Oloyede explained that the fraud was uncovered after the board noticed unusual registration trends, including a suspicious surge in the number of self-declared albino candidates.
“We have never had even up to 100 albinos in any year. But this year, we have 1,787 albinos,” he revealed.
He added that a single centre recorded 450 albino declarations, a figure he described as highly unrealistic.
“Out of 2 million candidates that registered in centres across the country, we found out that one centre alone had registered 450 out of this figure, as if all albinos in Africa decided to go to that particular centre,” he said.
Oloyede noted that the board was able to unravel the scheme after one suspect confessed to how the operation was carried out.
“When one of those arrested gave us information that, ‘look, I will tell you what really happened,’ and he did,” he said.
“So, we went after all those who claimed to be albinos only to find out that all the genuine albinos who registered for the 2025 UTME are less than 250.”
He also cited a recent incident in Benin City, Edo State, where a man with dark skin falsely claimed to be an albino to facilitate impersonation.
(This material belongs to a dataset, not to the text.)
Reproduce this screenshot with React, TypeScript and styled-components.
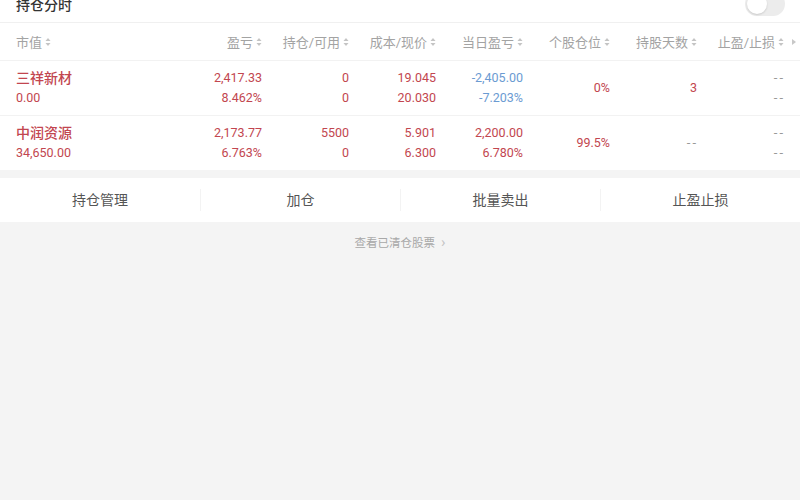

“You could all see the dark-complexioned man arrested in Benin City claiming to be an albino. How do you become albino? But that is one of their strategies,” he added.
Detailing the technology behind the fraud, the registrar said the impersonators would blend their own photo with that of the real candidate, producing an altered image that could pass through biometric checks.
“To declare that they are albino because what they do in blending is that if you want to impersonate someone, they will take the picture of the two of you together and then blend it,” he explained.
“When you look at the picture, it will also look like you. That’s what AI is doing now. It’s picture blending.”
Prof. Oloyede assured that JAMB is enhancing its biometric verification system and remains committed to identifying and prosecuting individuals involved in exam malpractice and their accomplices.